In situations where the Secretary of State is ordered to distribute to creditors, it was noted that the legislation did not specify any particular mode of distribution, or ascertainment. The issue being that there was no direct means for any creditor to challenge their inclusion or exclusion from a particular class of creditors. It was thought any such issues could be resolved by way of an application to the court.
The judgment in this case brings some much-needed clarification on how the courts will apply the provisions of the compensation order regime. Hopefully, it will provide some comfort to those insolvency practitioners who feared that the regime might be used to usurp the role of the insolvency practitioner and prevent recoveries being made under the routes available in the Insolvency Act.
While there might be overlap in some cases, the compensation regime is a new, free-standing regime that seeks to redress losses suffered by individual creditors caused by the director’s misconduct, rather than losses to the insolvent company. In the court’s mind, there are sufficient checks and balances within the legislation, and particularly given the role of the court, to ensure that there is no disruption to the priorities of distribution.
The judge did recognise that the compensation regime could result in fewer disqualification cases settling by undertaking.

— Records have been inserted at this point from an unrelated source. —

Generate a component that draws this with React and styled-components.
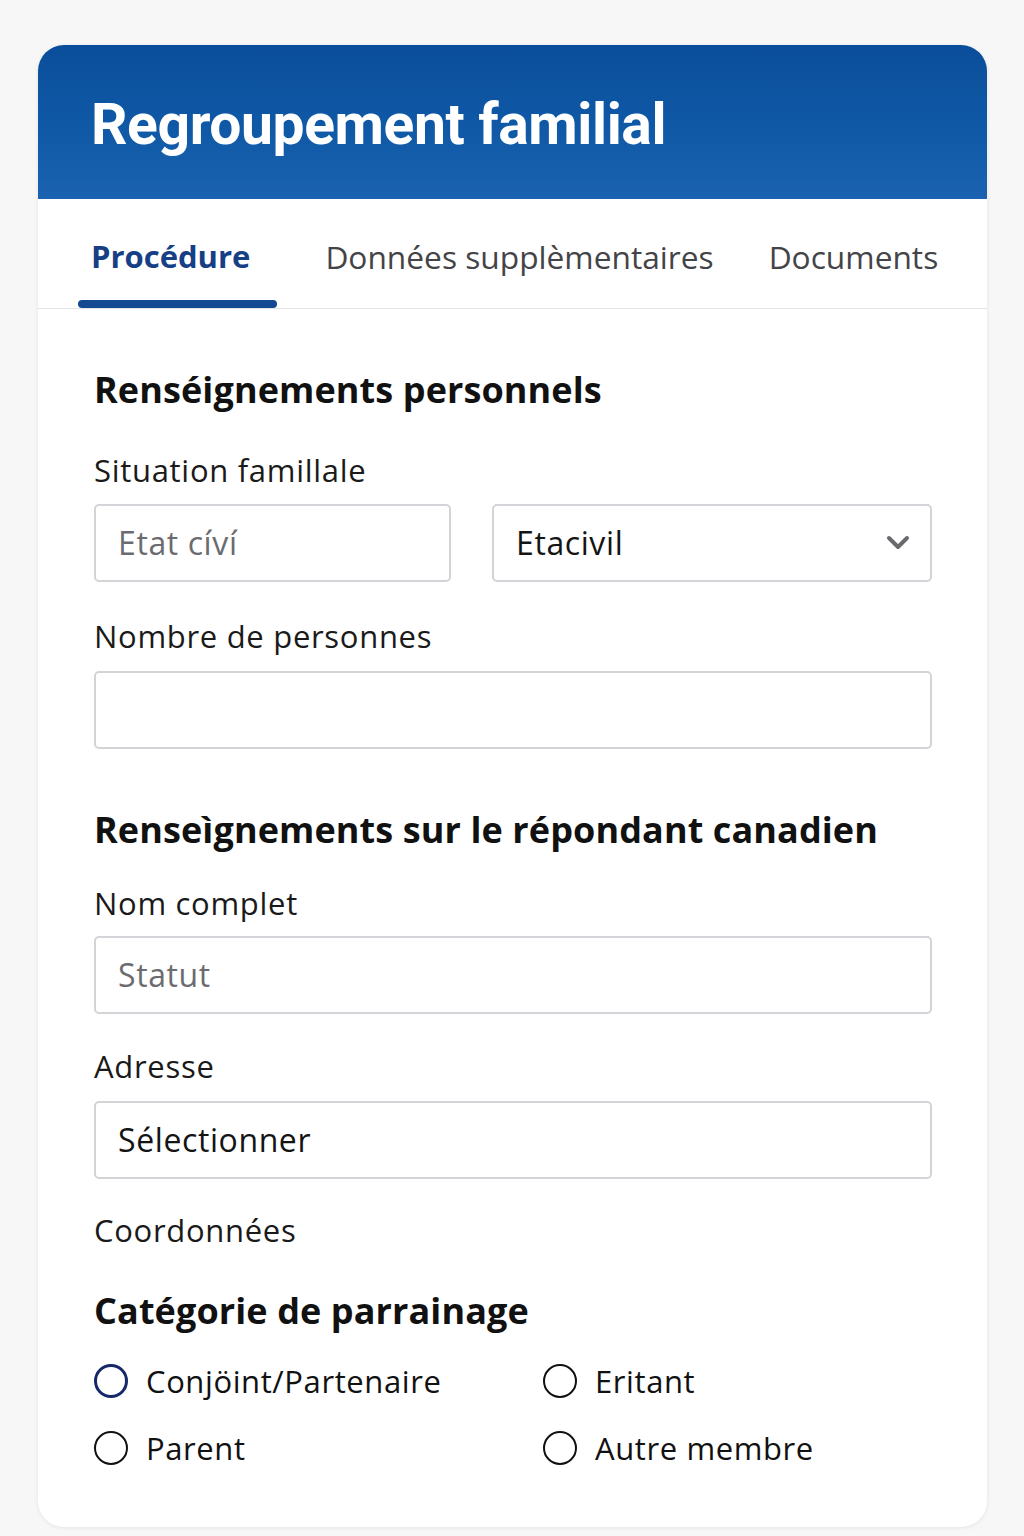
import styled, { createGlobalStyle } from "styled-components";

const GlobalStyle = createGlobalStyle`
  html, body {
    margin: 0;
    padding: 0;
    background: #f7f7f8;
    font-family: "Open Sans", "Liberation Sans", sans-serif;
  }
`;

const Page = styled.div`
  padding: 45px 37px 9px 38px;
`;

const Card = styled.div`
  background: #fff;
  border-radius: 26px;
  overflow: hidden;
  box-shadow: 0 1px 4px rgba(0, 0, 0, 0.08);
`;

const Header = styled.div`
  height: 154px;
  display: flex;
  align-items: flex-start;
  padding: 46px 0 0 53px;
  background: linear-gradient(180deg, #0a4e9b 0%, #105aa7 60%, #1b63b0 100%);
  box-sizing: border-box;
`;

const Title = styled.h1`
  margin: 0;
  color: #fff;
  font-family: Roboto, "Liberation Sans", sans-serif;
  font-size: 57px;
  line-height: 1.2;
  font-weight: 700;
  letter-spacing: -0.4px;
`;

const Tabs = styled.div`
  height: 110px;
  display: flex;
  align-items: stretch;
  padding-left: 40px;
  border-bottom: 1px solid #e3e3e6;
  box-sizing: border-box;
`;

const Tab = styled.div`
  position: relative;
  padding: 39px ${(p) => (p.$active ? "27px" : "0")} 0 ${(p) => (p.$active ? "13px" : "0")};
  margin-right: ${(p) => p.$gap}px;
  font-size: ${(p) => (p.$active ? 31 : 31.7)}px;
  line-height: 1.2;
  font-weight: ${(p) => (p.$active ? 700 : 400)};
  color: ${(p) => (p.$active ? "#173f86" : "#444448")};
  &::after {
    content: "";
    display: ${(p) => (p.$active ? "block" : "none")};
    position: absolute;
    left: 0;
    right: 0;
    bottom: 0;
    height: 8px;
    border-radius: 4px;
    background: #134a92;
  }
`;

const Body = styled.div`
  padding: 59px 55px 60px 56px;
`;

const SectionTitle = styled.h2`
  margin: 0 0 ${(p) => p.$mb || 0}px;
  font-size: 36px;
  line-height: 1.2;
  font-weight: 700;
  color: #111;
  letter-spacing: 0.1px;
`;

const Label = styled.div`
  font-size: 31px;
  line-height: 1.2;
  letter-spacing: 0.7px;
  color: #1a1a1a;
  margin-bottom: ${(p) => p.$mb ?? 15}px;
`;

const Row = styled.div`
  display: grid;
  grid-template-columns: 357px 1fr;
  gap: 41px;
  margin-bottom: ${(p) => p.$mb || 0}px;
`;

const Field = styled.div`
  height: 78px;
  border: 2px solid #d4d4d8;
  border-radius: 5px;
  box-sizing: border-box;
  display: flex;
  align-items: center;
  justify-content: space-between;
  padding: 0 20px 0 22px;
  font-size: 32px;
  line-height: 1.2;
  letter-spacing: 0.6px;
  color: ${(p) => (p.$placeholder ? "#6b6b70" : "#141414")};
  margin-bottom: ${(p) => p.$mb || 0}px;
`;

const Radios = styled.div`
  display: grid;
  grid-template-columns: 449px 1fr;
  row-gap: 30px;
  margin-top: 30px;
`;

const RadioItem = styled.label`
  display: flex;
  align-items: center;
  gap: 18px;
  font-size: 31px;
  line-height: 1.2;
  letter-spacing: 0.6px;
  color: #111;
`;

const Circle = styled.span`
  width: 34px;
  height: 34px;
  border-radius: 50%;
  box-sizing: border-box;
  border: ${(p) => (p.$active ? "3.5px solid #16286a" : "2px solid #111")};
  flex-shrink: 0;
`;

const Chevron = () => (
  <svg width="24" height="16" viewBox="0 0 24 16">
    <path
      d="M3 3 L12 12 L21 3"
      fill="none"
      stroke="#6a6a6e"
      strokeWidth="4"
      strokeLinecap="round"
      strokeLinejoin="round"
    />
  </svg>
);

const Radio = ({ label, active }) => (
  <RadioItem>
    <Circle $active={active} />
    {label}
  </RadioItem>
);

export default function App() {
  return (
    <>
      <GlobalStyle />
      <Page>
        <Card>
          <Header>
            <Title>Regroupement familial</Title>
          </Header>
          <Tabs>
            <Tab $active $gap={48}>Procédure</Tab>
            <Tab $gap={55}>Données supplèmentaires</Tab>
            <Tab $gap={0}>Documents</Tab>
          </Tabs>
          <Body>
            <SectionTitle $mb={41}>Renséignements personnels</SectionTitle>
            <Label>Situation famillale</Label>
            <Row $mb={36}>
              <Field $placeholder>Etat cíví</Field>
              <Field>
                Etacivil
                <Chevron />
              </Field>
            </Row>
            <Label>Nombre de personnes</Label>
            <Field $mb={59} />
            <SectionTitle $mb={34}>Renseìgnements sur le répondant canadien</SectionTitle>
            <Label $mb={14}>Nom complet</Label>
            <Field $placeholder $mb={34}>Statut</Field>
            <Label $mb={16}>Adresse</Label>
            <Field $mb={33}>Sélectionner</Field>
            <Label $mb={40}>Coordonnées</Label>
            <SectionTitle>Catégorie de parrainage</SectionTitle>
            <Radios>
              <Radio label="Conjöint/Partenaire" active />
              <Radio label="Eritant" />
              <Radio label="Parent" />
              <Radio label="Autre membre" />
            </Radios>
          </Body>
        </Card>
      </Page>
    </>
  );
}
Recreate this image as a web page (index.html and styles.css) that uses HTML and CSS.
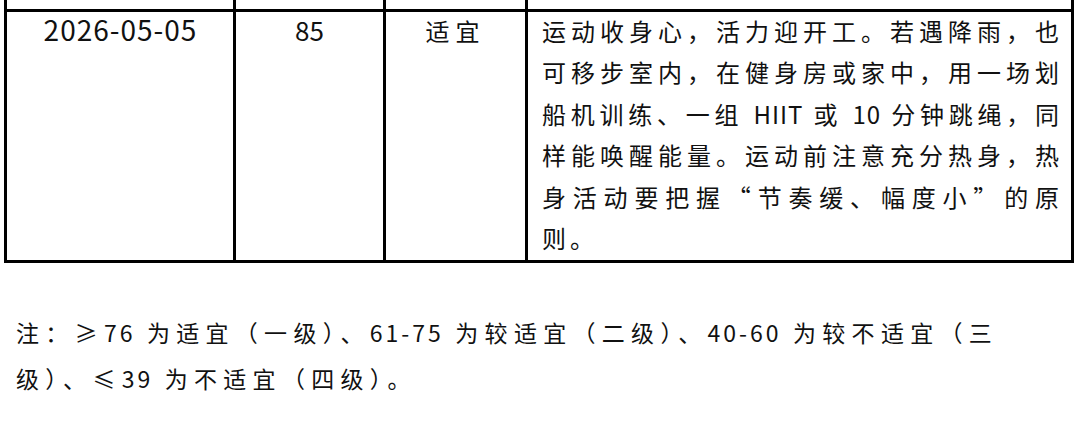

Now that the first order has been made, directors are going to have to be even more aware of the Secretary of State’s power to seek an award of compensation following an order/undertaking.
It should be noted, however, that while the Secretary of State is not going to rule out the possibility of applying for a compensation order if further information should come to light, when notifying a director of its intention to issue disqualification proceedings, the Secretary of State does say whether they consider a compensation order would be appropriate or not. That should give directors some assurance that if they were to give an undertaking they would not be immediately subject to proceedings for a compensation order.